Friday 11/08/2018: Talk by Robert DeCaroli, "Snakes and Gutters"

The Columbia University Buddhist Studies Seminar, the Center for Buddhism and East Asian Religion and the Columbia University Seminars would like to invite you to the following talk:

Snakes and Gutters:
Nāga Imagery in the Western Deccan and the Birth of Buddhist Rainmaking Rituals
Robert DeCaroli, George Mason University

Friday, Nov 9th, 2018, 6:00pm
Columbia University
Faculty House Rm. G1

When considering the water-related challenges that confronted the monks and architects involved with rock-cut monasteries, it becomes apparent that the veneration of nāgas complimented methods of hydraulic engineering designed to regulate the flow of water at the sites. The highly visible nature of this arrangement helps to explain the emergence of ritual texts, primarily dating to after the fourth century CE, in which Buddhist ritualists adopt the role of rainmakers. The ritualists invariably invoke a special relationship with the nāgas whom they enjoin to rectify the undesirable conditions. This connection between image and text reveals a centuries-long process by which the monastic community developed an association with weather regulation that was contingent on a cultivated and highly public relationship with Buddhist-friendly nāgas.

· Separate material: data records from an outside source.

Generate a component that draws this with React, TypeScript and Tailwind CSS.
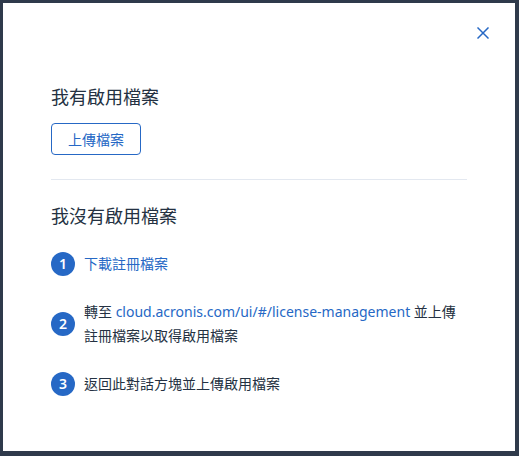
import React from "react";

const font = { fontFamily: '"Noto Sans", "Noto Sans CJK TC", sans-serif' };

function Step({ n, children }: { n: number; children: React.ReactNode }) {
  return (
    <div className="flex items-center gap-[9px]">
      <div className="flex h-[24px] w-[24px] shrink-0 items-center justify-center rounded-full bg-[#2668c5] text-[14px] font-semibold leading-none text-white">
        {n}
      </div>
      <div className="w-[384px] text-[14px] leading-[24px] text-[#243142]">{children}</div>
    </div>
  );
}

export default function App() {
  return (
    <div
      className="h-[456px] w-[519px] bg-[#2f3a4b] pl-[3px] pt-[3px]"
      style={font}
    >
      <div className="flex h-[448px] w-[512px] flex-col bg-white">
        <div className="flex h-[82px] justify-end pr-[26px] pt-[24px]">
          <svg width="12" height="12" viewBox="0 0 12 12" fill="none">
            <path
              d="M1 1L11 11M11 1L1 11"
              stroke="#2668c5"
              strokeWidth="1.5"
              strokeLinecap="square"
            />
          </svg>
        </div>
        <div className="flex flex-col px-[48px]">
          <div className="text-[18px] leading-[24px] text-[#243142]">
            我有啟用檔案
          </div>
          <button className="mt-[14px] flex h-[32px] w-[90px] items-center justify-center rounded-[4px] border border-[#2668c5] text-[14px] text-[#2668c5]">
            上傳檔案
          </button>
          <div className="mt-[24px] h-px w-full bg-[#e3e8f0]" />
          <div className="mt-[24px] text-[18px] leading-[24px] text-[#243142]">
            我沒有啟用檔案
          </div>
          <div className="mt-[24px] flex flex-col gap-[24px]">
            <Step n={1}>
              <span className="text-[#2668c5]">下載註冊檔案</span>
            </Step>
            <Step n={2}>
              轉至 <span className="text-[#2668c5]">cloud.acronis.com/ui/#/license-management</span> 並上傳註冊檔案以取得啟用檔案
            </Step>
            <Step n={3}>返回此對話方塊並上傳啟用檔案</Step>
          </div>
        </div>
      </div>
    </div>
  );
}
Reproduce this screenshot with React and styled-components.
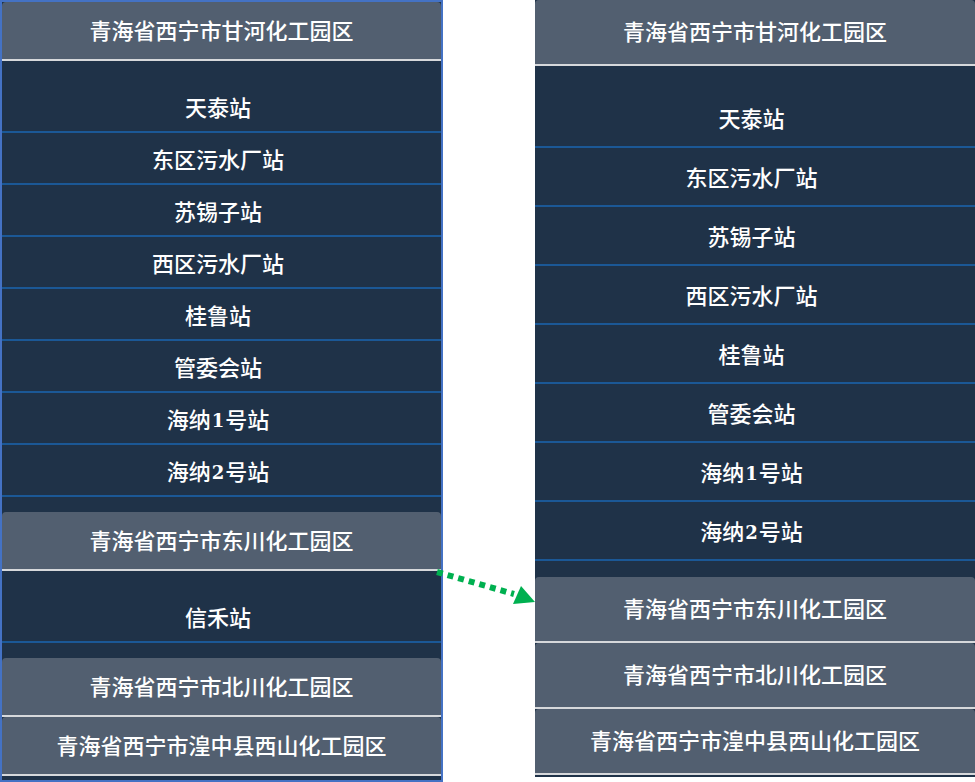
import React from "react";
import styled, { createGlobalStyle } from "styled-components";

const GlobalStyle = createGlobalStyle`
  html, body {
    margin: 0;
    padding: 0;
    background: #ffffff;
  }
  body {
    font-family: "Noto Sans CJK SC", "Noto Sans", sans-serif;
  }
`;

const Page = styled.div`
  position: relative;
  width: 975px;
  height: 782px;
  display: flex;
  align-items: flex-start;
  gap: 92px;
  overflow: hidden;
`;

const Panel = styled.div`
  box-sizing: border-box;
  width: ${(p) => p.$width}px;
  height: ${(p) => p.$height}px;
  background: #1f3248;
  border: ${(p) => (p.$framed ? "2px solid #4472c4" : "none")};
  display: flex;
  flex-direction: column;
  overflow: hidden;
  flex-shrink: 0;
`;

const GroupHeader = styled.div`
  box-sizing: border-box;
  height: ${(p) => p.$h + 2}px;
  padding-bottom: 4px;
  display: flex;
  align-items: center;
  justify-content: center;
  background: #525f70;
  border-bottom: 2px solid #d6d8db;
  border-radius: 4px 4px 0 0;
  color: #ffffff;
  font-size: 22px;
  line-height: 1;
  font-weight: 500;
  flex-shrink: 0;
`;

const StationList = styled.ul`
  list-style: none;
  margin: 0;
  padding: ${(p) => p.$top}px 0 ${(p) => p.$bottom}px;
`;

const Station = styled.li`
  box-sizing: border-box;
  height: ${(p) => p.$h}px;
  padding: 0 7px 1px 0;
  display: flex;
  align-items: center;
  justify-content: center;
  border-bottom: 2px solid #1b5896;
  color: #ffffff;
  font-size: 22px;
  line-height: 1;
  font-weight: 500;
`;

const Digit = styled.span`
  font-family: "DejaVu Serif", "Liberation Serif", serif;
  font-weight: 700;
  font-size: 18px;
  position: relative;
  top: 3px;
  margin: 0 1px;
`;

const Arrow = styled.svg`
  position: absolute;
  left: 430px;
  top: 560px;
  overflow: visible;
`;

const groups = [
  {
    name: "青海省西宁市甘河化工园区",
    stations: [
      "天泰站",
      "东区污水厂站",
      "苏锡子站",
      "西区污水厂站",
      "桂鲁站",
      "管委会站",
      "海纳1号站",
      "海纳2号站",
    ],
  },
  { name: "青海省西宁市东川化工园区", stations: ["信禾站"] },
  { name: "青海省西宁市北川化工园区", stations: [] },
  { name: "青海省西宁市湟中县西山化工园区", stations: [] },
];

const renderName = (text) =>
  text.split(/(\d)/).map((part, i) =>
    /\d/.test(part) ? <Digit key={i}>{part}</Digit> : part
  );

function StationPanel({ sizes, openGroups, framed, width, height }) {
  return (
    <Panel $framed={framed} $width={width} $height={height}>
      {groups.map((g, gi) => (
        <React.Fragment key={g.name}>
          <GroupHeader $h={sizes.header}>{g.name}</GroupHeader>
          {openGroups.includes(gi) && g.stations.length > 0 && (
            <StationList $top={sizes.padTop} $bottom={sizes.padBottom}>
              {g.stations.map((s) => (
                <Station key={s} $h={sizes.row}>
                  {renderName(s)}
                </Station>
              ))}
            </StationList>
          )}
        </React.Fragment>
      ))}
    </Panel>
  );
}

export default function App() {
  return (
    <>
      <GlobalStyle />
      <Page>
        <StationPanel
          framed
          width={443}
          height={782}
          openGroups={[0, 1]}
          sizes={{ header: 57, row: 52, padTop: 20, padBottom: 15 }}
        />
        <StationPanel
          width={440}
          height={777}
          openGroups={[0]}
          sizes={{ header: 64, row: 59, padTop: 23, padBottom: 16 }}
        />
        <Arrow width="110" height="50" viewBox="430 560 110 50">
          <line
            x1="437"
            y1="572"
            x2="514"
            y2="594"
            stroke="#00b050"
            strokeWidth="6"
            strokeDasharray="6 5"
          />
          <polygon points="521,586 535,602 513,604" fill="#00b050" />
        </Arrow>
      </Page>
    </>
  );
}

Robert DeCaroli received his Ph.D. in the field South and Southeast Asian art history from UCLA. He is a specialist in the early history of Buddhism and has conducted fieldwork in India, Sri Lanka, and Southeast Asia. He is the author of Haunting the Buddha: Indian Popular Religions and the Formation of Buddhism (Oxford UP 2004) as well as of several journal articles and book chapters. The majority of this work deals with early (3rd c. BCE - 5th c. CE) aspects of South Asian material culture and its interaction with forms of regional religious practice. His second book, Image Problems: The Origin and Development of the Buddha’s Image in Early South Asia (U Washington Press 2015), explores the origin of the Buddha image and the social, political, and religious factors that led to its codification and spread. He is co-curator of the Encountering the Buddha exhibit at the Sackler Gallery of the Smithsonian Institution. He has been the recipient of the George Mason University Teaching Excellence Award and has received research grants from the Asian Cultural Council and the Getty Research Institute. From 2005 to 2014 he served as Director of the Art History Program.